Given instruction:
Repeat each line of the material below exactly as it appears, minus any pictures.

** BEGIN **

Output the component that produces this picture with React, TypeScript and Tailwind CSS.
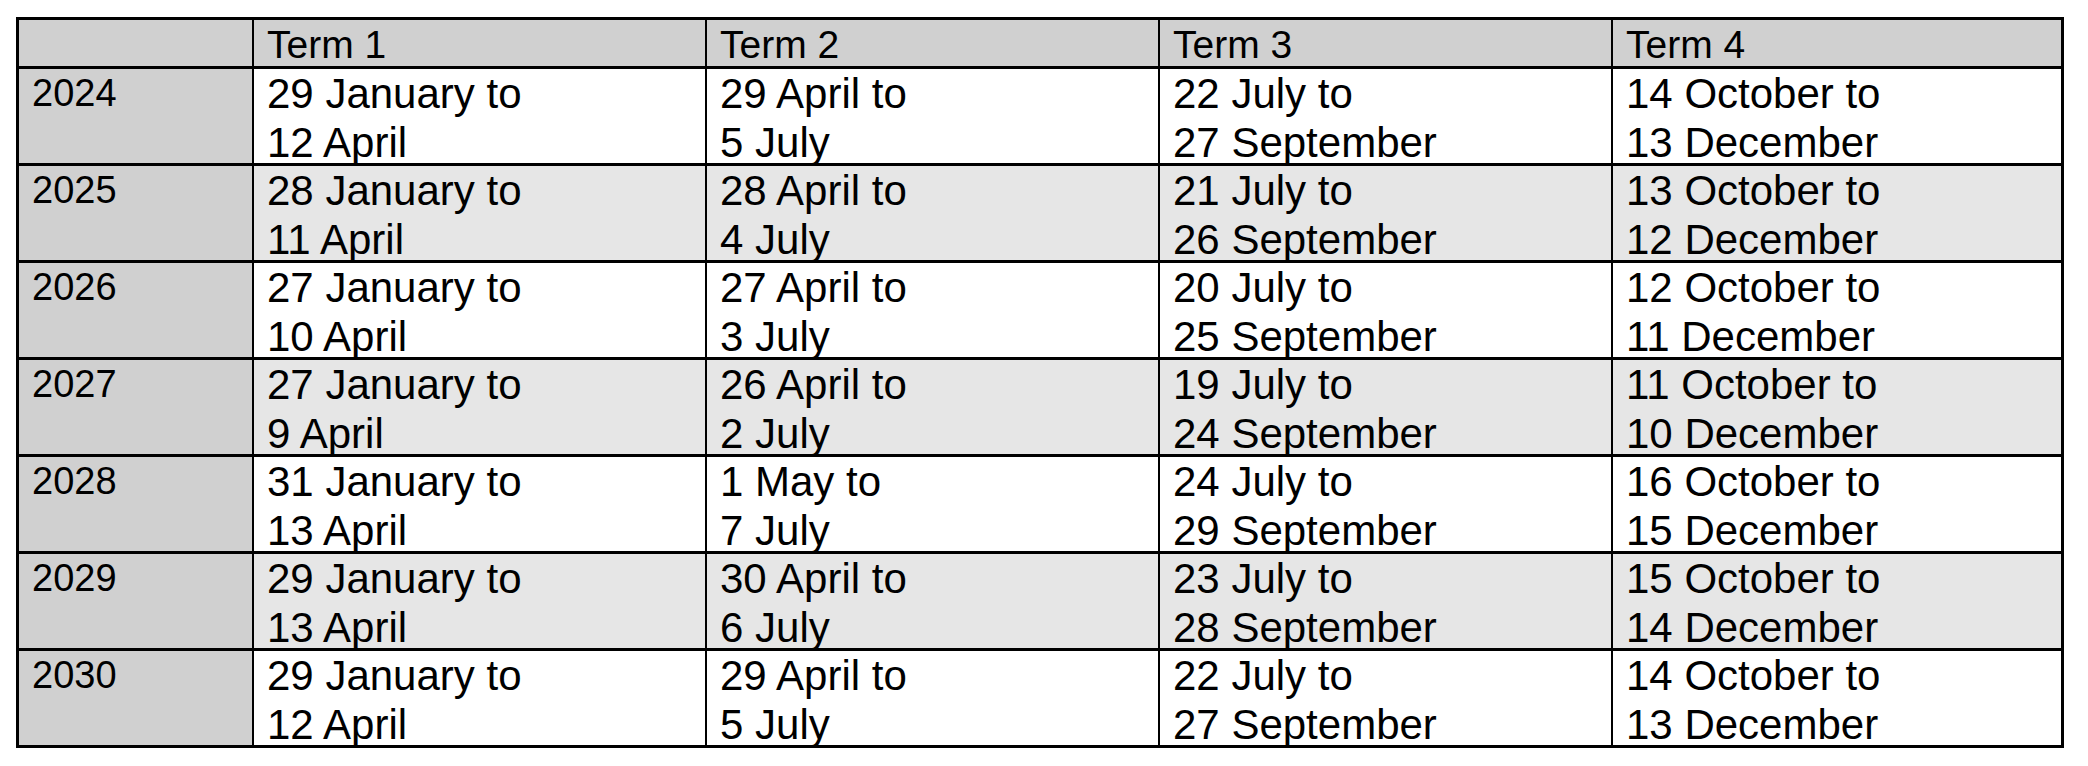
const terms = [
  { year: "2024", dates: [["29 January to", "12 April"], ["29 April to", "5 July"], ["22 July to", "27 September"], ["14 October to", "13 December"]] },
  { year: "2025", dates: [["28 January to", "11 April"], ["28 April to", "4 July"], ["21 July to", "26 September"], ["13 October to", "12 December"]] },
  { year: "2026", dates: [["27 January to", "10 April"], ["27 April to", "3 July"], ["20 July to", "25 September"], ["12 October to", "11 December"]] },
  { year: "2027", dates: [["27 January to", "9 April"], ["26 April to", "2 July"], ["19 July to", "24 September"], ["11 October to", "10 December"]] },
  { year: "2028", dates: [["31 January to", "13 April"], ["1 May to", "7 July"], ["24 July to", "29 September"], ["16 October to", "15 December"]] },
  { year: "2029", dates: [["29 January to", "13 April"], ["30 April to", "6 July"], ["23 July to", "28 September"], ["15 October to", "14 December"]] },
  { year: "2030", dates: [["29 January to", "12 April"], ["29 April to", "5 July"], ["22 July to", "27 September"], ["14 October to", "13 December"]] },
]

const headers = ["Term 1", "Term 2", "Term 3", "Term 4"]

export default function App() {
  return (
    <div className="w-[2088px] h-[766px] bg-white pt-[17px] pl-[16px]" style={{ fontFamily: '"Liberation Sans", Arial, sans-serif' }}>
      <div className="w-[2048px] border-[3px] border-black text-black">
        <div className="grid grid-cols-[233px_453px_453px_453px_450px]">
          {/* header row */}
          <div className="h-[46px] bg-[#d0d0d0]" />
          {headers.map((h) => (
            <div key={h} className="h-[46px] bg-[#d0d0d0] border-l-2 border-black pl-[13px] text-[39px] leading-[50px] overflow-visible whitespace-nowrap">
              {h}
            </div>
          ))}

          {terms.map((t, i) => {
            const rowBg = i % 2 === 1 ? "bg-[#e6e6e6]" : "bg-white"
            return [
              <div key={t.year} className="h-[97px] bg-[#d0d0d0] border-t-[3px] border-black pl-[13px] text-[38px] leading-[49px]">
                {t.year}
              </div>,
              ...t.dates.map((d, j) => (
                <div key={t.year + j} className={`h-[97px] ${rowBg} border-t-[3px] border-l-2 border-black pl-[13px] text-[42px] leading-[49px] whitespace-nowrap overflow-visible`}>
                  <div>{d[0]}</div>
                  <div>{d[1]}</div>
                </div>
              )),
            ]
          })}
        </div>
      </div>
    </div>
  )
}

** END **

Written reply:
Output the component that produces this picture with React, TypeScript and Tailwind CSS.
const terms = [
  { year: "2024", dates: [["29 January to", "12 April"], ["29 April to", "5 July"], ["22 July to", "27 September"], ["14 October to", "13 December"]] },
  { year: "2025", dates: [["28 January to", "11 April"], ["28 April to", "4 July"], ["21 July to", "26 September"], ["13 October to", "12 December"]] },
  { year: "2026", dates: [["27 January to", "10 April"], ["27 April to", "3 July"], ["20 July to", "25 September"], ["12 October to", "11 December"]] },
  { year: "2027", dates: [["27 January to", "9 April"], ["26 April to", "2 July"], ["19 July to", "24 September"], ["11 October to", "10 December"]] },
  { year: "2028", dates: [["31 January to", "13 April"], ["1 May to", "7 July"], ["24 July to", "29 September"], ["16 October to", "15 December"]] },
  { year: "2029", dates: [["29 January to", "13 April"], ["30 April to", "6 July"], ["23 July to", "28 September"], ["15 October to", "14 December"]] },
  { year: "2030", dates: [["29 January to", "12 April"], ["29 April to", "5 July"], ["22 July to", "27 September"], ["14 October to", "13 December"]] },
]

const headers = ["Term 1", "Term 2", "Term 3", "Term 4"]

export default function App() {
  return (
    <div className="w-[2088px] h-[766px] bg-white pt-[17px] pl-[16px]" style={{ fontFamily: '"Liberation Sans", Arial, sans-serif' }}>
      <div className="w-[2048px] border-[3px] border-black text-black">
        <div className="grid grid-cols-[233px_453px_453px_453px_450px]">
          {/* header row */}
          <div className="h-[46px] bg-[#d0d0d0]" />
          {headers.map((h) => (
            <div key={h} className="h-[46px] bg-[#d0d0d0] border-l-2 border-black pl-[13px] text-[39px] leading-[50px] overflow-visible whitespace-nowrap">
              {h}
            </div>
          ))}

          {terms.map((t, i) => {
            const rowBg = i % 2 === 1 ? "bg-[#e6e6e6]" : "bg-white"
            return [
              <div key={t.year} className="h-[97px] bg-[#d0d0d0] border-t-[3px] border-black pl-[13px] text-[38px] leading-[49px]">
                {t.year}
              </div>,
              ...t.dates.map((d, j) => (
                <div key={t.year + j} className={`h-[97px] ${rowBg} border-t-[3px] border-l-2 border-black pl-[13px] text-[42px] leading-[49px] whitespace-nowrap overflow-visible`}>
                  <div>{d[0]}</div>
                  <div>{d[1]}</div>
                </div>
              )),
            ]
          })}
        </div>
      </div>
    </div>
  )
}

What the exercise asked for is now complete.